In a speech given by Kristin Forbes, External MPC Member, Bank of England, the various impacts of ultra-low interest rates are outlined. It is worth reflecting on the significant range of implications.
By way of background, the UK, recovery is now well in progress and self-sustaining – despite continual headwinds from abroad, unemployment has fallen rapidly, from 8.4% about 3 years ago to 5.7% today, and is expected to continue to fall to reach its equilibrium rate within two years. Wage growth appears to finally be picking up, so that when combined with lower oil prices, families will, at long last, see their real earnings increase. However, one piece of the economy that has not yet started this process of normalization, however, is interest rates. Bank Rate – the main interest rate set by the Bank of England – remains at its emergency level of 0.5%. This near-zero interest rate made sense during the crisis and early stages of the faltering recovery.
It continues to make sense today. But at what point will it no longer make sense? Low interest rates provide a number of benefits. For example, they make it easier for individuals, companies and governments to pay down debt. They make it more attractive for businesses to invest – stimulating production and job creation. They have helped allow the financial system to heal. They have played a key role in supporting the UK’s recent recovery. Increases in interest rates – especially after being sustained at low levels for so long – can also involve risks.
But there are also costs and risks from keeping interest rates at emergency levels for a sustained period, especially as an economy returns to more normal functioning. Interest rates sustained at emergency levels could lead to significant issues. We summarise the main arguments.
(1) Inflationary pressures
Low headline inflation and stable domestically generated inflation are unlikely to persist if interest rates remain low. The output gap is closing and there is limited slack left in the economy. The rate of wage growth is increasing – with AWE total pay growth in the three months to December of 2.1% relative to a year earlier, but 5.4% (annualised) relative to 3-months earlier. Since wages are an important component of prices and their recent pick-up has not been matched with a corresponding increase in productivity, these wage increases will support a pickup in inflation. If this pickup is gradual, as expected, inflationary pressures should only build slowly over time, so that interest rates can be increased slowly and gradually as necessary.
(2) Asset bubbles and financial vulnerabilities
As rates continue to be low, especially during a period of recovery, the risks to the financial system could grow. More specifically, when interest rates are low, investors may “search for yield” and shift funds to riskier investments that are expected to earn a higher return – from equity markets to high-yield debt markets to emerging markets. This could drive up prices in these other markets and potentially create “bubbles”. This can not only lead to an inefficient allocation of capital, but leave certain investors with more risk than they appreciate.

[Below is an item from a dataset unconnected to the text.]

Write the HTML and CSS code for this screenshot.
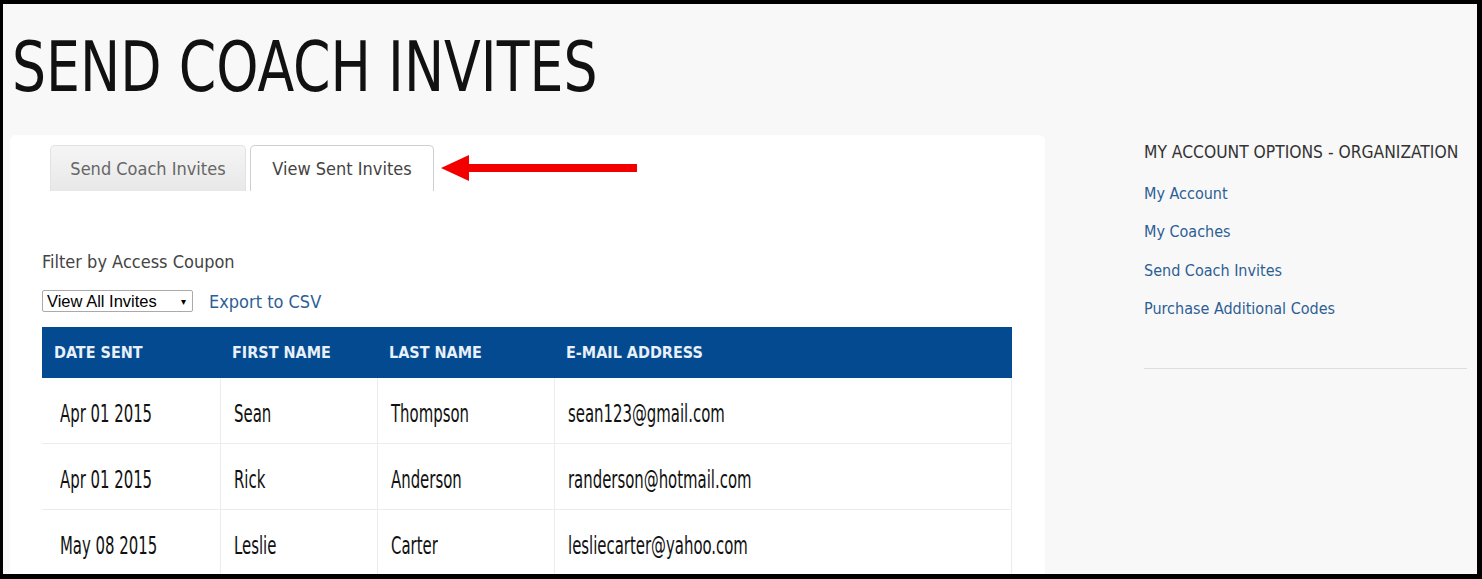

An adjustment in asset prices can bring about losses that are difficult to manage, especially if investments were supported by higher leverage possible due to low rates. If these losses were widespread across an economy, or affected systemically important institutions, they could create substantial economic disruption.
(3) Limited tools to respond to future challenges
There is less “firepower” to respond to future contingencies. There is no shortage of events that could cause growth to slow and inflation to fall in the future – and the first response is normally to reduce interest rates. Reductions in interest rates can be an important tool for stabilizing an economy. If Bank Rate remains around its current level of 0.5%, however, there is obviously not room during the next recession to lower it to the degree that has typically occurred. Bank Rate could go a bit lower than 0.5%. But rates could not be lowered by the average 3.8 percentage points that occurred during past easing cycles without creating severe distortions to the financial system and functioning of the economy. Regulators could instead use other tools to loosen monetary policy – such as guidance on future rate changes or quantitative easing. These tools are certainly viable, but it is harder to predict their impact and harder to assess their effectiveness than for changes in interest rates.
(4) An inefficient allocation of resources and lower productivity
Is there a chance that a prolonged period of near-zero interest rates is allowing less efficient companies to survive and curtailing the “creative destruction” that is critical to support productivity growth? Or even within existing, profitable companies – could a prolonged period of low borrowing costs reduce their incentive to carefully assess and evaluate investment projects – leading to a less efficient allocation of capital within companies? Any of these effects of near zero-interest rates could play a role in explaining the UK’s unusually weak productivity growth since the crisis. These types of concerns gained attention in Japan during the 1990s after the collapse of the Japanese real estate and stock market bubbles. During this period, many banks followed a policy of “forbearance”, during which they continued to lend to companies that would otherwise have been insolvent. These unprofitable companies kept alive by lenient banks were often referred to by the colourful name of “zombies”.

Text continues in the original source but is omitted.